**GIVEN TASK**
Where does the string "screenshot" appear in the records? Copy every line that contains it.

* start EXTRACTED ENTRIES *

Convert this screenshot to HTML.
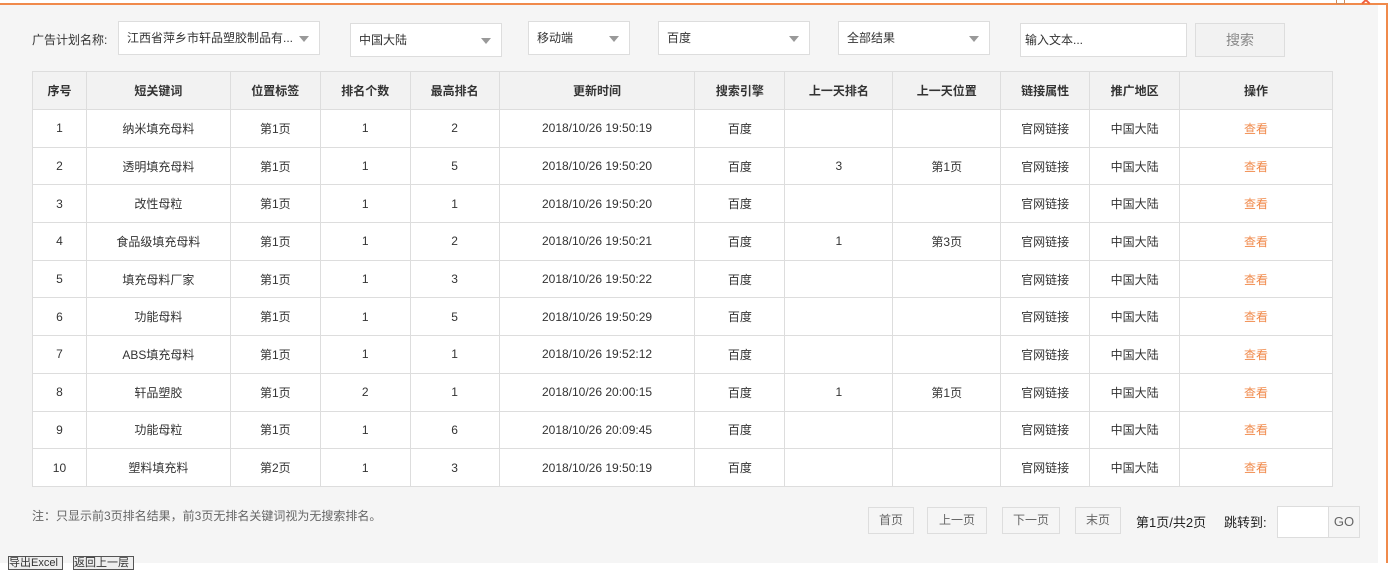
<!DOCTYPE html>
<html><head><meta charset="utf-8"><style>
*{box-sizing:border-box;margin:0;padding:0}
body{width:1389px;height:563px;overflow:hidden;background:#fff;font-family:"Liberation Sans","Noto Sans CJK SC",sans-serif;font-size:12px;color:#333;position:relative}
.bg{position:absolute;left:0;top:4px;width:1378px;height:559px;background:#f5f5f5}
.tl{position:absolute;left:0;top:3px;width:1388px;height:2px;background:#f08a4b}
.rl{position:absolute;left:1386px;top:3px;width:2px;height:560px;background:#f08a4b}
.a{position:absolute}
.sel{position:absolute;background:#fff;border:1px solid #ddd;height:34px;line-height:32px;padding-left:8px;font-size:12px;color:#333}
.sel:after{content:"";position:absolute;right:10px;top:14px;border:5px solid transparent;border-top:6px solid #999;border-bottom:0}
.sel.n:after{display:none}
table{position:absolute;left:32px;top:71px;border-collapse:collapse;background:#fff;width:1301px}
td,th{border:1px solid #ddd;text-align:center;height:37.7px;font-size:12px;color:#333;font-weight:normal;padding:0}
th{background:#f2f2f2;font-weight:bold;height:38px}
td.o{color:#f08a4b}
.pb{position:absolute;top:507px;height:27px;line-height:25px;border:1px solid #ddd;text-align:center;color:#666;font-size:12px;background:#f5f5f5}
</style></head><body>
<div class="bg"></div><div class="tl"></div><div class="rl"></div>
<div class="a" style="left:1336px;top:-4px;width:9px;height:8px;border:1px solid #d08a5a"></div>
<div class="a" style="left:1360px;top:-8px;color:#f06040;font-size:14px;font-weight:bold">✕</div>
<div class="a" style="left:32px;top:32px;line-height:16px">广告计划名称:</div>
<div class="sel" style="left:118px;top:21px;width:202px">江西省萍乡市轩品塑胶制品有...</div>
<div class="sel" style="left:350px;top:23px;width:152px">中国大陆</div>
<div class="sel" style="left:528px;top:21px;width:102px">移动端</div>
<div class="sel" style="left:658px;top:21px;width:152px">百度</div>
<div class="sel" style="left:838px;top:21px;width:152px">全部结果</div>
<div class="sel n" style="left:1020px;top:23px;width:167px;padding-left:4px">输入文本...</div>
<div class="a" style="left:1195px;top:23px;width:90px;height:34px;border:1px solid #ddd;background:#f2f2f2;line-height:32px;text-align:center;font-size:14px;color:#888">搜索</div>
<table>
<colgroup><col style="width:54px"><col style="width:144px"><col style="width:90px"><col style="width:90px"><col style="width:89px"><col style="width:196px"><col style="width:90px"><col style="width:108px"><col style="width:108px"><col style="width:89px"><col style="width:90px"><col style="width:153px"></colgroup>
<tr><th>序号</th><th>短关键词</th><th>位置标签</th><th>排名个数</th><th>最高排名</th><th>更新时间</th><th>搜索引擎</th><th>上一天排名</th><th>上一天位置</th><th>链接属性</th><th>推广地区</th><th>操作</th></tr>
<tr><td>1</td><td>纳米填充母料</td><td>第1页</td><td>1</td><td>2</td><td>2018/10/26 19:50:19</td><td>百度</td><td></td><td></td><td>官网链接</td><td>中国大陆</td><td class="o">查看</td></tr>
<tr><td>2</td><td>透明填充母料</td><td>第1页</td><td>1</td><td>5</td><td>2018/10/26 19:50:20</td><td>百度</td><td>3</td><td>第1页</td><td>官网链接</td><td>中国大陆</td><td class="o">查看</td></tr>
<tr><td>3</td><td>改性母粒</td><td>第1页</td><td>1</td><td>1</td><td>2018/10/26 19:50:20</td><td>百度</td><td></td><td></td><td>官网链接</td><td>中国大陆</td><td class="o">查看</td></tr>
<tr><td>4</td><td>食品级填充母料</td><td>第1页</td><td>1</td><td>2</td><td>2018/10/26 19:50:21</td><td>百度</td><td>1</td><td>第3页</td><td>官网链接</td><td>中国大陆</td><td class="o">查看</td></tr>
<tr><td>5</td><td>填充母料厂家</td><td>第1页</td><td>1</td><td>3</td><td>2018/10/26 19:50:22</td><td>百度</td><td></td><td></td><td>官网链接</td><td>中国大陆</td><td class="o">查看</td></tr>
<tr><td>6</td><td>功能母料</td><td>第1页</td><td>1</td><td>5</td><td>2018/10/26 19:50:29</td><td>百度</td><td></td><td></td><td>官网链接</td><td>中国大陆</td><td class="o">查看</td></tr>
<tr><td>7</td><td>ABS填充母料</td><td>第1页</td><td>1</td><td>1</td><td>2018/10/26 19:52:12</td><td>百度</td><td></td><td></td><td>官网链接</td><td>中国大陆</td><td class="o">查看</td></tr>
<tr><td>8</td><td>轩品塑胶</td><td>第1页</td><td>2</td><td>1</td><td>2018/10/26 20:00:15</td><td>百度</td><td>1</td><td>第1页</td><td>官网链接</td><td>中国大陆</td><td class="o">查看</td></tr>
<tr><td>9</td><td>功能母粒</td><td>第1页</td><td>1</td><td>6</td><td>2018/10/26 20:09:45</td><td>百度</td><td></td><td></td><td>官网链接</td><td>中国大陆</td><td class="o">查看</td></tr>
<tr><td>10</td><td>塑料填充料</td><td>第2页</td><td>1</td><td>3</td><td>2018/10/26 19:50:19</td><td>百度</td><td></td><td></td><td>官网链接</td><td>中国大陆</td><td class="o">查看</td></tr>
</table>
<div class="a" style="left:32px;top:507px;color:#666">注：只显示前3页排名结果，前3页无排名关键词视为无搜索排名。</div>
<div class="pb" style="left:868px;width:46px">首页</div>
<div class="pb" style="left:927px;width:60px">上一页</div>
<div class="pb" style="left:1002px;width:58px">下一页</div>
<div class="pb" style="left:1075px;width:46px">末页</div>
<div class="a" style="left:1136px;top:512px;font-size:13px;color:#222">第1页/共2页</div>
<div class="a" style="left:1224px;top:512px;font-size:13px;color:#222">跳转到:</div>
<div class="a" style="left:1277px;top:506px;width:83px;height:32px;border:1px solid #ddd;background:#fff"></div>
<div class="a" style="left:1328px;top:507px;width:31px;height:30px;border-left:1px solid #ddd;background:#f5f5f5;line-height:30px;text-align:center;color:#666;font-size:13px">GO</div>
<div class="a" style="left:8px;top:556px;width:55px;height:14px;border:1px solid #555;background:#eee;font-size:11px;line-height:12px">导出Excel</div>
<div class="a" style="left:73px;top:556px;width:61px;height:14px;border:1px solid #555;background:#eee;font-size:11px;line-height:12px">返回上一层</div>
</body></html>
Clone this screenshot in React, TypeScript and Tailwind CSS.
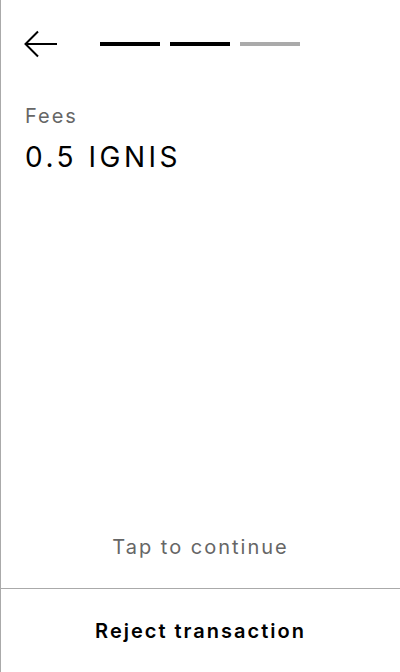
import React from "react";

export default function App() {
  return (
    <div
      className="h-[672px] w-[400px] bg-white border-l border-[#aaaaaa] flex flex-col"
      style={{ fontFamily: "Inter, 'Noto Sans', sans-serif" }}
    >
      <div className="pt-[30px] pl-[23px] flex items-center h-[58px]">
        <svg width="34" height="28" viewBox="0 0 34 28" fill="none" className="shrink-0">
          <path d="M1.5 14 H33" stroke="#000" strokeWidth="2" />
          <path d="M14 1.5 L1.5 14 L14 26.5" stroke="#000" strokeWidth="2" fill="none" />
        </svg>
        <div className="flex items-center gap-[10px] ml-[42px]">
          <div className="w-[60px] h-[4px] bg-black" />
          <div className="w-[60px] h-[4px] bg-black" />
          <div className="w-[60px] h-[4px] bg-[#aaaaaa]" />
        </div>
      </div>
      <div className="px-[24px] mt-[44px] flex-1">
        <div className="text-[20px] leading-[28px] tracking-[2px] text-[#666666]">Fees</div>
        <div className="mt-[9px] text-[28px] leading-[36px] tracking-[3.5px] text-black">0.5 IGNIS</div>
      </div>
      <div className="text-center text-[20px] leading-[28px] tracking-[2px] text-[#666666] pb-[27px]">
        Tap to continue
      </div>
      <div className="border-t border-[#aaaaaa] h-[84px] flex items-center justify-center">
        <span className="text-[20px] font-semibold tracking-[2px] text-black">Reject transaction</span>
      </div>
    </div>
  );
}
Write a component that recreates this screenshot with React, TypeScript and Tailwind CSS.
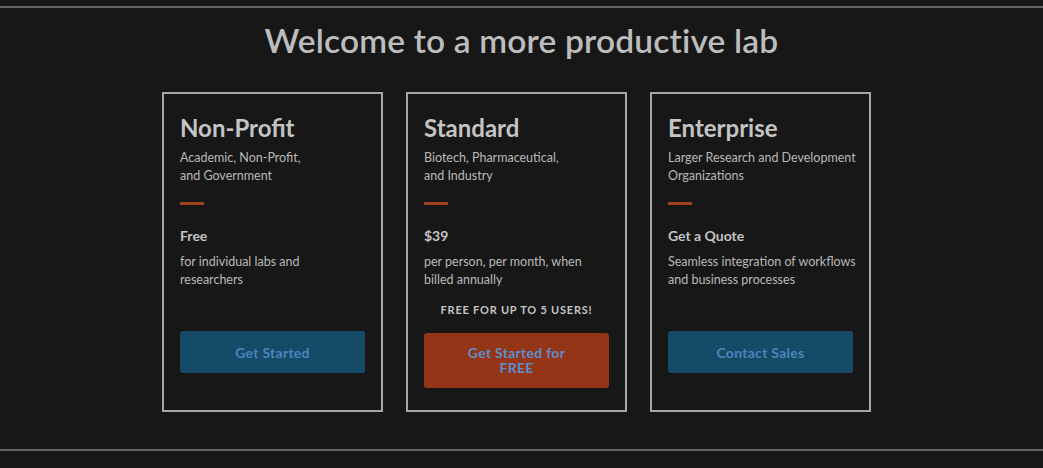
import React from "react";

const font = { fontFamily: "Lato, 'Noto Sans', sans-serif" };

function Card({
  title,
  sub,
  price,
  desc,
  extra,
  button,
  orange,
}: {
  title: string;
  sub: React.ReactNode;
  price: string;
  desc: React.ReactNode;
  extra?: string;
  button: React.ReactNode;
  orange?: boolean;
}) {
  return (
    <div className="w-[221px] h-[320px] border-2 border-[#a3a8a5] bg-[#171717] px-[16px] pt-[19px] flex flex-col">
      <h2 className="text-[24px] leading-[30px] font-bold text-[#c4c4c4]">{title}</h2>
      <p className="mt-[6px] text-[12.5px] leading-[18px] text-[#b9b9b9] whitespace-nowrap">{sub}</p>
      <div className="mt-[17px] h-[3px] w-[24px] bg-[#a3401f]" />
      <p className="mt-[21px] text-[14px] leading-[20px] font-bold text-[#c4c4c4]">{price}</p>
      <p className="mt-[7px] text-[12.5px] leading-[18px] text-[#b9b9b9] whitespace-nowrap">{desc}</p>
      {extra ? (
        <p className="mt-[13px] text-center text-[11px] leading-[16px] font-bold tracking-[0.07em] text-[#c4c4c4]">
          {extra}
        </p>
      ) : null}
      <button
        className={
          orange
            ? "mt-[15px] h-[55px] rounded-[3px] bg-[#943517] text-[#5b8fcc] font-bold text-[14px] leading-[14.5px] tracking-[0.02em] flex items-center justify-center text-center"
            : "mt-auto mb-[37px] h-[42px] rounded-[3px] bg-[#154b66] text-[#4a86bd] font-bold text-[14px] tracking-[0.02em]"
        }
      >
        <span>{button}</span>
      </button>
    </div>
  );
}

export default function App() {
  return (
    <div className="w-[1043px] h-[468px] bg-[#171717] overflow-hidden" style={font}>
      <div className="h-[6px]" />
      <div className="h-[2px] bg-[#5f6461]" />
      <h1 className="mt-[14px] text-center text-[33.5px] leading-[36px] font-semibold text-[#bdbdbd] tracking-[0.005em]">
        Welcome to a more productive lab
      </h1>
      <div className="mt-[34px] flex justify-center gap-[23px] pr-[10px]">
        <Card
          title="Non-Profit"
          sub={<>Academic, Non-Profit,<br />and Government</>}
          price="Free"
          desc={<>for individual labs and<br />researchers</>}
          button="Get Started"
        />
        <Card
          title="Standard"
          sub={<>Biotech, Pharmaceutical,<br />and Industry</>}
          price="$39"
          desc={<>per person, per month, when<br />billed annually</>}
          extra="FREE FOR UP TO 5 USERS!"
          button={<>Get Started for<br />FREE</>}
          orange
        />
        <Card
          title="Enterprise"
          sub={<>Larger Research and Development<br />Organizations</>}
          price="Get a Quote"
          desc={<>Seamless integration of workflows<br />and business processes</>}
          button="Contact Sales"
        />
      </div>
      <div className="mt-[37px] h-[2px] bg-[#5f6461]" />
    </div>
  );
}
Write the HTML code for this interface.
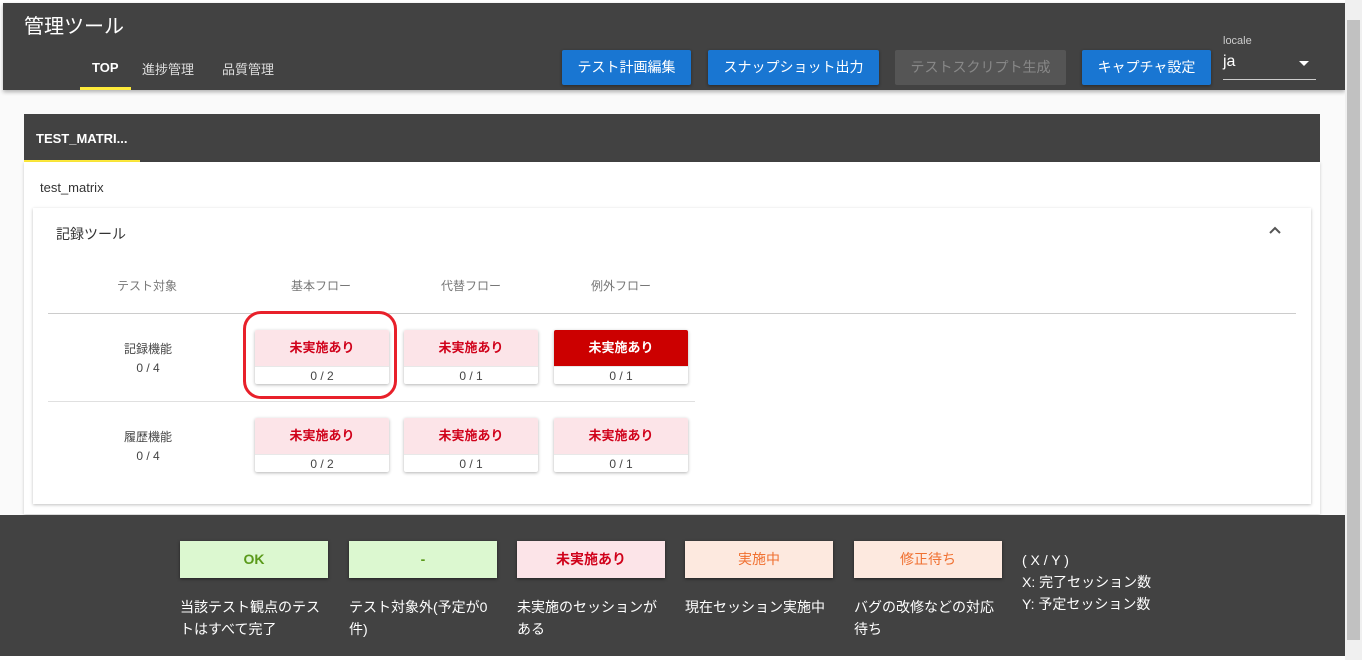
<!DOCTYPE html>
<html><head><meta charset="utf-8"><style>
*{box-sizing:border-box;margin:0;padding:0}
body{width:1362px;height:660px;overflow:hidden;background:#fff;font-family:"Liberation Sans","Noto Sans CJK JP",sans-serif;position:relative}
.a{position:absolute}
.hdr{left:3px;top:3px;width:1342px;height:87px;background:#424242;box-shadow:0 2px 4px rgba(0,0,0,.3)}
.btn{position:absolute;top:50px;height:35px;background:#1976d2;color:#fff;font-size:14px;line-height:35px;text-align:center;border-radius:2px;box-shadow:0 1px 3px rgba(0,0,0,.4)}
.cell{position:absolute;width:134px;height:54px;background:#fff;box-shadow:0 1px 3px rgba(0,0,0,.3);border-radius:2px;overflow:hidden}
.cell .t{height:36px;background:#fce4e8;color:#d0021b;font-size:13px;font-weight:bold;line-height:36px;text-align:center}
.cell .b{height:18px;line-height:18px;text-align:center;font-size:12px;color:#444;border-top:1px solid #e8e8e8}
.lg{position:absolute;top:541px;width:148px;height:37px;line-height:37px;text-align:center;font-size:14px;box-shadow:0 1px 3px rgba(0,0,0,.5)}
.ds{position:absolute;top:596px;width:152px;color:#fff;font-size:14px;line-height:22px}
</style></head><body>
<div class="a" style="left:0;top:90px;width:1345px;height:425px;background:#fafafa"></div>
<div class="a hdr"></div>
<div class="a" style="left:24px;top:10px;color:#fff;font-size:20px">管理ツール</div>
<div class="a" style="left:92px;top:60px;color:#fff;font-size:13px;font-weight:bold">TOP</div>
<div class="a" style="left:80px;top:87px;width:51px;height:3px;background:#ffeb3b"></div>
<div class="a" style="left:142px;top:59px;color:#ddd;font-size:13px">進捗管理</div>
<div class="a" style="left:222px;top:59px;color:#ddd;font-size:13px">品質管理</div>
<div class="btn" style="left:562px;width:129px">テスト計画編集</div>
<div class="btn" style="left:708px;width:171px">スナップショット出力</div>
<div class="btn" style="left:895px;width:171px;background:#555;color:#888;box-shadow:none">テストスクリプト生成</div>
<div class="btn" style="left:1082px;width:129px">キャプチャ設定</div>
<div class="a" style="left:1223px;top:35px;color:#ccc;font-size:11px">locale</div>
<div class="a" style="left:1223px;top:53px;color:#fff;font-size:16px">ja</div>
<div class="a" style="left:1299px;top:61px;width:0;height:0;border-left:5px solid transparent;border-right:5px solid transparent;border-top:5px solid #fff"></div>
<div class="a" style="left:1223px;top:79px;width:93px;height:1px;background:#ccc"></div>

<div class="a" style="left:24px;top:114px;width:1296px;height:48px;background:#424242"></div>
<div class="a" style="left:36px;top:131px;color:#fff;font-size:13px;font-weight:bold">TEST_MATRI...</div>
<div class="a" style="left:24px;top:160px;width:116px;height:2px;background:#ffeb3b"></div>
<div class="a" style="left:24px;top:162px;width:1296px;height:352px;background:#fff;box-shadow:0 1px 3px rgba(0,0,0,.2)"></div>
<div class="a" style="left:40px;top:180px;color:#333;font-size:13px">test_matrix</div>
<div class="a" style="left:33px;top:208px;width:1278px;height:296px;background:#fff;box-shadow:0 1px 3px rgba(0,0,0,.25)"></div>
<div class="a" style="left:56px;top:224px;color:#333;font-size:14px">記録ツール</div>
<svg class="a" style="left:1268px;top:225px" width="14" height="10"><path d="M2 8L7 3L12 8" stroke="#555" stroke-width="2" fill="none"/></svg>
<div class="a" style="left:117px;top:277px;color:#777;font-size:12px">テスト対象</div>
<div class="a" style="left:291px;top:277px;color:#777;font-size:12px">基本フロー</div>
<div class="a" style="left:441px;top:277px;color:#777;font-size:12px">代替フロー</div>
<div class="a" style="left:591px;top:277px;color:#777;font-size:12px">例外フロー</div>
<div class="a" style="left:48px;top:313px;width:1248px;height:1px;background:#ccc"></div>
<div class="a" style="left:48px;top:401px;width:647px;height:1px;background:#e0e0e0"></div>
<div class="a" style="left:98px;top:340px;width:100px;text-align:center;color:#444;font-size:12px;line-height:19px">記録機能<br>0 / 4</div>
<div class="a" style="left:98px;top:428px;width:100px;text-align:center;color:#444;font-size:12px;line-height:19px">履歴機能<br>0 / 4</div>
<div class="cell" style="left:255px;top:330px"><div class="t">未実施あり</div><div class="b">0 / 2</div></div>
<div class="cell" style="left:404px;top:330px"><div class="t">未実施あり</div><div class="b">0 / 1</div></div>
<div class="cell" style="left:554px;top:330px"><div class="t" style="background:#cc0000;color:#fff">未実施あり</div><div class="b">0 / 1</div></div>
<div class="cell" style="left:255px;top:418px"><div class="t">未実施あり</div><div class="b">0 / 2</div></div>
<div class="cell" style="left:404px;top:418px"><div class="t">未実施あり</div><div class="b">0 / 1</div></div>
<div class="cell" style="left:554px;top:418px"><div class="t">未実施あり</div><div class="b">0 / 1</div></div>
<div class="a" style="left:243px;top:311px;width:154px;height:88px;border:3px solid #e8202a;border-radius:18px"></div>

<div class="a" style="left:0;top:515px;width:1345px;height:141px;background:#424242"></div>
<div class="lg" style="left:180px;background:#dcf8d0;color:#5a9a1a;font-weight:bold">OK</div>
<div class="lg" style="left:349px;background:#dcf8d0;color:#5a9a1a;font-weight:bold">-</div>
<div class="lg" style="left:517px;background:#fce4e8;color:#d0021b;font-weight:bold">未実施あり</div>
<div class="lg" style="left:685px;background:#fde9df;color:#f07030">実施中</div>
<div class="lg" style="left:854px;background:#fde9df;color:#f07030">修正待ち</div>
<div class="ds" style="left:180px">当該テスト観点のテストはすべて完了</div>
<div class="ds" style="left:349px">テスト対象外(予定が0件)</div>
<div class="ds" style="left:517px">未実施のセッションがある</div>
<div class="ds" style="left:685px">現在セッション実施中</div>
<div class="ds" style="left:854px">バグの改修などの対応待ち</div>
<div class="a" style="left:1022px;top:549px;color:#fff;font-size:14px;line-height:22px">( X / Y )<br>X: 完了セッション数<br>Y: 予定セッション数</div>

<div class="a" style="left:1345px;top:0;width:17px;height:660px;background:#f0f0f0"></div>
<div class="a" style="left:1347px;top:20px;width:13px;height:620px;background:#c1c1c1"></div>
</body></html>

* end EXTRACTED ENTRIES *

**RESPONSE FOR THIS EXERCISE**
Convert this screenshot to HTML.
Clone this screenshot in React, TypeScript and Tailwind CSS.
Write a component that recreates this screenshot with React, TypeScript and Tailwind CSS.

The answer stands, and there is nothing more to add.